◆ PROBLEM DESCRIPTION
From the line with "Output the component" to the line with "const CELL_H = 20;", both included, repeat each line exactly and leave out the pictures.

◆ DATA LISTING

start

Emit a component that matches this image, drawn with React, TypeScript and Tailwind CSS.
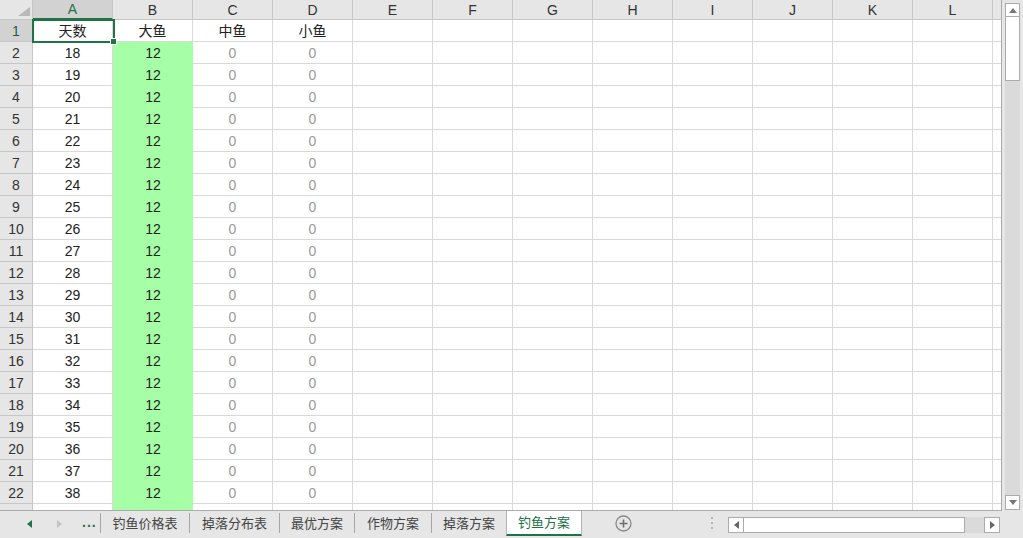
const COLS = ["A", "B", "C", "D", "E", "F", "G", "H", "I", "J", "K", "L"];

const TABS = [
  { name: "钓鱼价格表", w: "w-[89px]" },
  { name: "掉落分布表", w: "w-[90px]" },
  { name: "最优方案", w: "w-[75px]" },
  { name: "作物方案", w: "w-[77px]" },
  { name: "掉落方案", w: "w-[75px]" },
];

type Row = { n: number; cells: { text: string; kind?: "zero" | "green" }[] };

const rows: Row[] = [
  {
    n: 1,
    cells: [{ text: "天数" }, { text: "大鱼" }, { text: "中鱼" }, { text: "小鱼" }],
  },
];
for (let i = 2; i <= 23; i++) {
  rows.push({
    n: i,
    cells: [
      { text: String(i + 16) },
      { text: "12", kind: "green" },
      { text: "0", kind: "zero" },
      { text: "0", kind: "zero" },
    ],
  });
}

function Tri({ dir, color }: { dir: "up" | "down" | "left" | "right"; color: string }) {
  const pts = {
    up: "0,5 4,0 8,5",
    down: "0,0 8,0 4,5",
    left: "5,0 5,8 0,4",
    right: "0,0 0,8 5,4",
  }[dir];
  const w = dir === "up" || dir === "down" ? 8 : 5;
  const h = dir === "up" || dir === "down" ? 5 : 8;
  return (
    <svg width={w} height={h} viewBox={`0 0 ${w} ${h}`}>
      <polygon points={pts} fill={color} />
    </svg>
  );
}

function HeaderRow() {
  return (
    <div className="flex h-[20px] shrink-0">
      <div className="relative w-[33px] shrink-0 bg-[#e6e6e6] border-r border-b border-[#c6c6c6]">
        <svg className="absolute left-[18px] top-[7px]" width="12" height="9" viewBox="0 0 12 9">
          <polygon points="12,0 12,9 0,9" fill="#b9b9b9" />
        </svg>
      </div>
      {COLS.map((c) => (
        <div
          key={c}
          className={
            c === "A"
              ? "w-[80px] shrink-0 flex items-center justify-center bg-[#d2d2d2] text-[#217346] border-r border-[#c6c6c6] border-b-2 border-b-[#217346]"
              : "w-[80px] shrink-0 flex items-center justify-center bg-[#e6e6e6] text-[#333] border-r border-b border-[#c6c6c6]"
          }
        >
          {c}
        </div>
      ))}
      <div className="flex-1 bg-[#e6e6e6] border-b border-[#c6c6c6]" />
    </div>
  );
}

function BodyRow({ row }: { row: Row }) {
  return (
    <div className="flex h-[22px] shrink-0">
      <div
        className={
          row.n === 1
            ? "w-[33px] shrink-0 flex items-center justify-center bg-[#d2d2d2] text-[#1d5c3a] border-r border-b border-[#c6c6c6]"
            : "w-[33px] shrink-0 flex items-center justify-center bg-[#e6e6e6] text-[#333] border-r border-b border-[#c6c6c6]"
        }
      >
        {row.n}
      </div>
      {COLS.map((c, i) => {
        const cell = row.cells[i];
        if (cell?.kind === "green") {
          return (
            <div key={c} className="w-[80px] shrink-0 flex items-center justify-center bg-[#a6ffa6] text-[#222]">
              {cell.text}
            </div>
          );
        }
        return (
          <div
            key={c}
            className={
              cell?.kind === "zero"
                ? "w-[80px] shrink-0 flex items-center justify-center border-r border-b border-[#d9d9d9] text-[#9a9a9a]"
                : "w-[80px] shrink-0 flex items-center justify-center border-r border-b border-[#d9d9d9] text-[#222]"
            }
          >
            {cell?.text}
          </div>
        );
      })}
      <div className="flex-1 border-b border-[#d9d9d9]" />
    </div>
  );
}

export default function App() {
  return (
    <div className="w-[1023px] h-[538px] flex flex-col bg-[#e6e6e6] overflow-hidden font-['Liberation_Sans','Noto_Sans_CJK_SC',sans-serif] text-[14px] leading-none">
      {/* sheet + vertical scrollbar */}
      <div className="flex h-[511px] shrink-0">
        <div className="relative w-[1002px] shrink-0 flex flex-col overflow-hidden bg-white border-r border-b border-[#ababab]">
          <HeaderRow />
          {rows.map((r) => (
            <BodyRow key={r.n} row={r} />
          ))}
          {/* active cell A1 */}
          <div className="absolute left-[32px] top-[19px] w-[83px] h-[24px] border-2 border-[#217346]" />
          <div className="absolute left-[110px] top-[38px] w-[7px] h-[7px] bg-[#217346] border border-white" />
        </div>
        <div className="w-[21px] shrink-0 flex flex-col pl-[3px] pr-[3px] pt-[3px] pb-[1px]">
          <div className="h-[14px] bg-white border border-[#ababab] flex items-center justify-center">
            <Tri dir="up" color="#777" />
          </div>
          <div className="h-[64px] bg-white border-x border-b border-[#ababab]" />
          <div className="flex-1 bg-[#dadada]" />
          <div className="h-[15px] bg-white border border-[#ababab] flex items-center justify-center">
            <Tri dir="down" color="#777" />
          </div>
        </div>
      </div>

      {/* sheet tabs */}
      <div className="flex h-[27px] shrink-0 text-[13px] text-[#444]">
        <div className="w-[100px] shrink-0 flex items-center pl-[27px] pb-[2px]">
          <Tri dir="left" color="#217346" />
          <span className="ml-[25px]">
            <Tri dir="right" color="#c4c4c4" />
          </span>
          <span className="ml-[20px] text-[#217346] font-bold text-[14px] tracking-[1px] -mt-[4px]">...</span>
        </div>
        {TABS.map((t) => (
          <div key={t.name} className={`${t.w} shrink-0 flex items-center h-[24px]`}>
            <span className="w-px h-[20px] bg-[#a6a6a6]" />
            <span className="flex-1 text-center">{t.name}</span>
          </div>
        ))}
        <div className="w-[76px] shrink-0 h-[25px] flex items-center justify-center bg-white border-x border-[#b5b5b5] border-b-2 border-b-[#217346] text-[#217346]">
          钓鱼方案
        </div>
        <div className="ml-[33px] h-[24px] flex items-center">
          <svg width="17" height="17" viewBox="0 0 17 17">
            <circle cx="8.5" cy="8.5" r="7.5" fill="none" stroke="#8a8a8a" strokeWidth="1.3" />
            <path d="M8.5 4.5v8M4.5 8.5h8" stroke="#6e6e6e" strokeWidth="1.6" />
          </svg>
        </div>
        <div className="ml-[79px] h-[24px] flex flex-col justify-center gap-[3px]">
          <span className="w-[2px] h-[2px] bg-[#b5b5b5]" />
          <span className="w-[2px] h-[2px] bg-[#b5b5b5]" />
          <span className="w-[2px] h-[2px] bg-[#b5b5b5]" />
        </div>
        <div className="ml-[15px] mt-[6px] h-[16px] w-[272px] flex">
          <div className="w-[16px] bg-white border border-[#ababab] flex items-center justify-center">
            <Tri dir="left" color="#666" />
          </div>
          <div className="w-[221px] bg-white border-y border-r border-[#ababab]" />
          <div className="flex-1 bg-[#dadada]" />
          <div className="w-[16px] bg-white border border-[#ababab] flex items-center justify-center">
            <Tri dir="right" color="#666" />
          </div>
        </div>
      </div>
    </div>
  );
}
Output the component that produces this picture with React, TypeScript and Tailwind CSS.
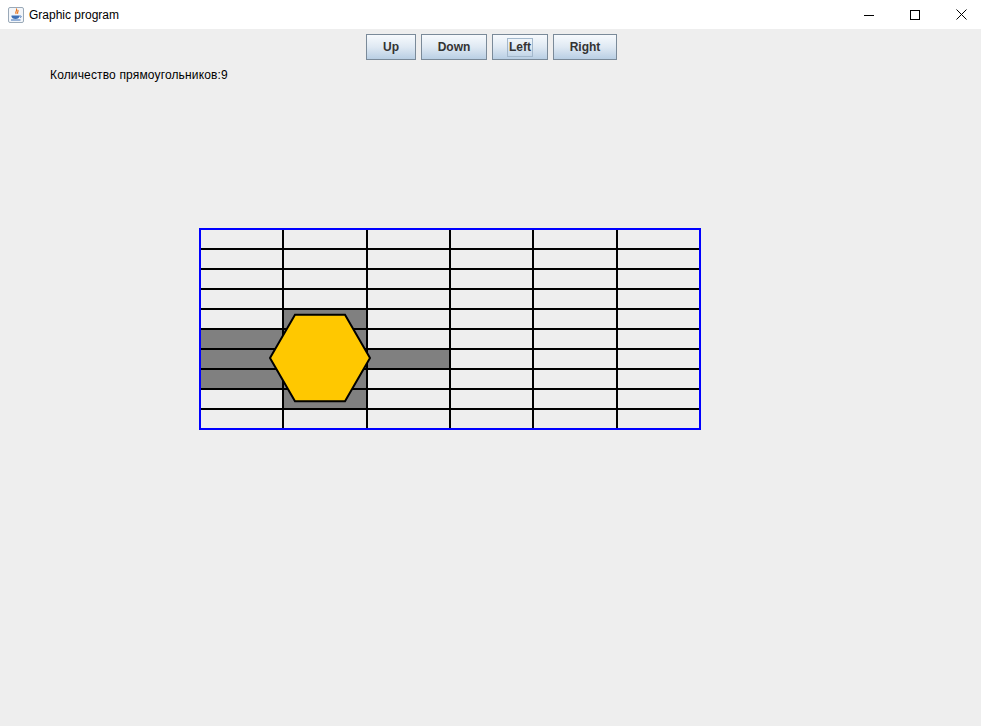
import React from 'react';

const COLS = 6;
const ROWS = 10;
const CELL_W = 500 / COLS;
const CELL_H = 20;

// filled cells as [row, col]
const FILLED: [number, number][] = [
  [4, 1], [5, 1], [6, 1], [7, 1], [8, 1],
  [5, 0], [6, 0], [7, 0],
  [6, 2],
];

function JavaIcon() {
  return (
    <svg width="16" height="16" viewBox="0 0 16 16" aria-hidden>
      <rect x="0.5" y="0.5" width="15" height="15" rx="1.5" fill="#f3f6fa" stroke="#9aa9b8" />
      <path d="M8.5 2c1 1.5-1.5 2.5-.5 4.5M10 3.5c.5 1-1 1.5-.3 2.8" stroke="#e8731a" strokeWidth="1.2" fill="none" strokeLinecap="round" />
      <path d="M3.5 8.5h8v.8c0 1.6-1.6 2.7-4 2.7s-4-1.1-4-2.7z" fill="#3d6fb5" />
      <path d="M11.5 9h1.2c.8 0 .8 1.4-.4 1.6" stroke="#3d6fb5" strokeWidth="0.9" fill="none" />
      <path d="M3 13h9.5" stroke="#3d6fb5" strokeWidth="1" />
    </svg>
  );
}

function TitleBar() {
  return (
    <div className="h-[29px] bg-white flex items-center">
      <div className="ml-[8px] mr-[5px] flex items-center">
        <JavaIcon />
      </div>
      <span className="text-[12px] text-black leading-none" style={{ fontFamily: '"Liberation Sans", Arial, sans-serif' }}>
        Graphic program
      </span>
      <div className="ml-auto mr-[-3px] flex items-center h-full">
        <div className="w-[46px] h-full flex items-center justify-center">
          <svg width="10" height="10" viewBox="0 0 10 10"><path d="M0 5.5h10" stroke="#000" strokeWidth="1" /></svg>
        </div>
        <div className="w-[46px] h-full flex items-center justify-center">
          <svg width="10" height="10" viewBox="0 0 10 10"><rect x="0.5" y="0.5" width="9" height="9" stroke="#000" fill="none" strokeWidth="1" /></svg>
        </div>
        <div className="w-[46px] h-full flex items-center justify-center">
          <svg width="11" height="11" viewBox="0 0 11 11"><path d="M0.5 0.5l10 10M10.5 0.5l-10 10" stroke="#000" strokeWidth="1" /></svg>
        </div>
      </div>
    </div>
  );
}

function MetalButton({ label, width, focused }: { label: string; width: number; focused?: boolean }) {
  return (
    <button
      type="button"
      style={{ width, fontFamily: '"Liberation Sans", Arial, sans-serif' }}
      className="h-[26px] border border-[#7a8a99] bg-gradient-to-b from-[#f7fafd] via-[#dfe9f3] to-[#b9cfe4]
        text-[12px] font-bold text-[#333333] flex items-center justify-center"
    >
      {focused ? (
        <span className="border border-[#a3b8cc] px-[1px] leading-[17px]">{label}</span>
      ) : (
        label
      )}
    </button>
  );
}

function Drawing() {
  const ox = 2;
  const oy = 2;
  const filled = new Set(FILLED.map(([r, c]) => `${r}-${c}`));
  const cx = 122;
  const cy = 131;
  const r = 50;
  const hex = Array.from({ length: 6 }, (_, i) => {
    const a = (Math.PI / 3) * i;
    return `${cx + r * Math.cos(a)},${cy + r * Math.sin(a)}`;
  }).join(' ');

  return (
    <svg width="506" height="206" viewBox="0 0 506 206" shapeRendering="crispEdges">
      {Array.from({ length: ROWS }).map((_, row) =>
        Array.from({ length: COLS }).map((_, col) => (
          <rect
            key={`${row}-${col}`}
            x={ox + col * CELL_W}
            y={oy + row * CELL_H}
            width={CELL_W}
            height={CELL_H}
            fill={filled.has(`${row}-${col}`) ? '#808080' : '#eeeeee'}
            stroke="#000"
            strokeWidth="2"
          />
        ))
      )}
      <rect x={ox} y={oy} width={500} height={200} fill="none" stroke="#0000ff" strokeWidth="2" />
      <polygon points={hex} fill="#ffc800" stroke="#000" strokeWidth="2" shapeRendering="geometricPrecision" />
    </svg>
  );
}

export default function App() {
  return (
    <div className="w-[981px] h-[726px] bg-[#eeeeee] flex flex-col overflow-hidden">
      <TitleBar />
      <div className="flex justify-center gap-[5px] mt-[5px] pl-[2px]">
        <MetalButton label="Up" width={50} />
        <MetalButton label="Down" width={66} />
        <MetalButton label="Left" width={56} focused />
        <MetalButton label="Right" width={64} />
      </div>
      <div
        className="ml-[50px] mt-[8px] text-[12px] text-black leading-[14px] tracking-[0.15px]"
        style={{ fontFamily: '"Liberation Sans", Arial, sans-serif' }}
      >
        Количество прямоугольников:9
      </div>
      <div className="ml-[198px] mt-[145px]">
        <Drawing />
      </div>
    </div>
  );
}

end

◆ TASK ANSWER
Output the component that produces this picture with React, TypeScript and Tailwind CSS.
import React from 'react';

const COLS = 6;
const ROWS = 10;
const CELL_W = 500 / COLS;
const CELL_H = 20;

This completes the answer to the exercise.